Figurent sur ce cliché Pascal et V***, elle près de lui, évidemment complices, l’un et l’autre penchés sur un objet inidentifiable (cela ressemble à un calame, à un pinceau, à des baguettes... ?) sorti d’un carton. L’objet semble solliciter l’interrogation ou la surprise de V*** — et les rires des deux garçons. Une histoire semble circuler sur cet objet insolite, ou qui leur rappelle des souvenirs.

(J’ai effacé — en le “rognant” avec un logiciel de retouche d’images — un troisième personnage dont on ne voit qu’une amorce : une main qui tient une cigarette, une partie du bras et de l’épaule. Cette main pourrait être la mienne — et m’appartenir, la chemise blanche…)

 

J.-M., chevelu et barbu, au centre de la photo et de profil, en chemisette blanche, une écharpe en cotonnade ou soie blanche passée sans être nouée autour du cou, semble beaucoup s’amuser de la situation.

Il est très beau sur ce cliché, toute la lumière (le mur est blanc répercutant ainsi la lumière d’un flash) convergeant sur lui. Il porte un pantalon rouge — tout comme V*** d’ailleurs, laquelle a un tee-shirt blanc, d’où des rappels de couleur entre elle et lui, que prolonge le papier peint de la porte.
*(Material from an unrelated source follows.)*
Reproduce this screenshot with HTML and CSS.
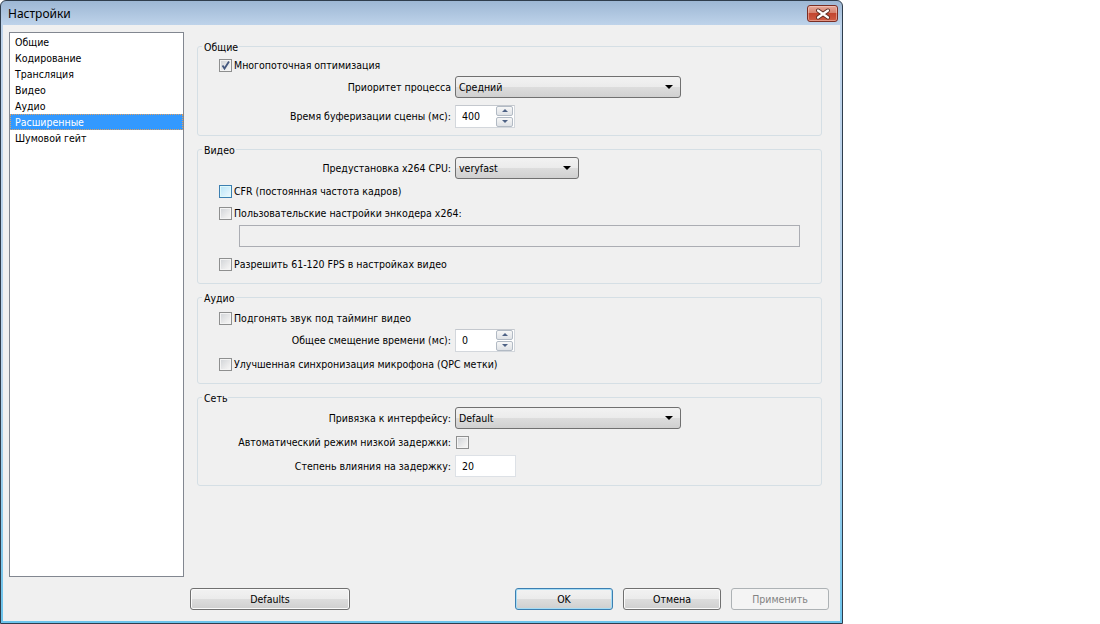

Au mur, une peinture indonésienne, que je ne crois avoir vu réapparaître d’un déménagement l’autre.

 

*  *  *

 

J’ai gardé une très forte nostalgie de cet appartement et du mien d’alors, un appartement pourtant bien inconfortable, dont une pièce était borgne, et les portes, semblablement peintes dans une peinture glycérophtalique bordeaux, les panneaux en relief recouverts aussi de papier peint : ce devait être une mode à l’époque (comme, indéniablement, l’orange alors, pour les cuisines...).
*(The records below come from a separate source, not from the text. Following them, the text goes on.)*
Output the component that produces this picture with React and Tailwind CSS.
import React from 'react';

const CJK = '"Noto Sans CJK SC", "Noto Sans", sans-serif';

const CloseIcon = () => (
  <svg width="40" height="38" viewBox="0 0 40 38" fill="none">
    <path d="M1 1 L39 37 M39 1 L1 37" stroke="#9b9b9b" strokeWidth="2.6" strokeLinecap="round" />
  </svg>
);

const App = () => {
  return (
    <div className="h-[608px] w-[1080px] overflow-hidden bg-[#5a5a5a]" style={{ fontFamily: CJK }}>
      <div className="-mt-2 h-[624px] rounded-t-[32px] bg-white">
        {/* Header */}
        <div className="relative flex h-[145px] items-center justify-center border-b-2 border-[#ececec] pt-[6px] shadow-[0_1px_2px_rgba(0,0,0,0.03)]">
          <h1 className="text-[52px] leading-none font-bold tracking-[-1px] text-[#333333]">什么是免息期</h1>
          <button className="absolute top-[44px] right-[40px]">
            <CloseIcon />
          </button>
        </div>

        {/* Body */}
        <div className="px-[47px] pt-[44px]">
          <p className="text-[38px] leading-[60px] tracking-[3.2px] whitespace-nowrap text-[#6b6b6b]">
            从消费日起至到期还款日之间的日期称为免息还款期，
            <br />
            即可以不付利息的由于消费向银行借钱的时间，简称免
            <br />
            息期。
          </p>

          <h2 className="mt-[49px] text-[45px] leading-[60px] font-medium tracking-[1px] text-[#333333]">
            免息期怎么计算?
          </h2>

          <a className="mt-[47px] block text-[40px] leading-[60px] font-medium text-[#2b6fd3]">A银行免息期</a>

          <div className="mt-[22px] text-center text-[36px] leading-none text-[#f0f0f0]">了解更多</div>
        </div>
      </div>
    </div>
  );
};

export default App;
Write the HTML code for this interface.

En fait, ce n’est évidemment pas de nos appartements dont j’ai la nostalgie — quoique celui de J.-M. m’apparût alors comme plus grand et presque luxueux en comparaison de celui que j’occupais, lui déjà installé dans l’existence, moi étudiant louant, dès dix-huit ans, un appartement “sans confort” au loyer dérisoire de trois cents francs chauffé dans deux pièces par un convecteur électrique, dans la cuisine, assez grande, par un poêle à fuel qui tirait mal et sentait mauvais (je me souviens d’un hiver particulièrement rigoureux où, la tonne à fuel étant vide, il fallait que je m’approvisionne à une station-service, rapportant à pied et couvrant une distance d’un kilomètre et demie au moins un jerrican de dix litres bientôt parti en fumée ; je me revois traversant l’étendue blanche de ce cours recouvert d’un drap épais de neige où se trouvait la station-service — ce cours où, la nuit, comme des scarabées infatigables, des voitures aux élytres sombres tournaient, prenant dans le faisceau jaune de leurs phares d’autres insectes venus chercher aventure, ce cours qui donc avait d’autres attraits, auxquels, tel un phalène égaré là, il m’arrivait de me cogner...) —, ce n’est pas non des lieux que nous habitions dont j’ai la nostalgie (ni même, sinon à peine, des passants du cours ou des conducteurs), mais de la vie qu’alors nous menions.

 

Car J.-M. et moi habitions le même quartier, à moins de deux cents mètres à vol d’oiseau. La porte d’entrée de mon immeuble ne fermait pas : on pénétrait comme on voulait dans le bâtiment. Combien de fois J.-M. a pu frapper chez moi et s’inviter à boire un apéritif, avant d’être convié à dîner. Il n’était pas en reste : si je sonnais chez lui, j’étais presque assuré d’avoir le couvert, plus souvent encore.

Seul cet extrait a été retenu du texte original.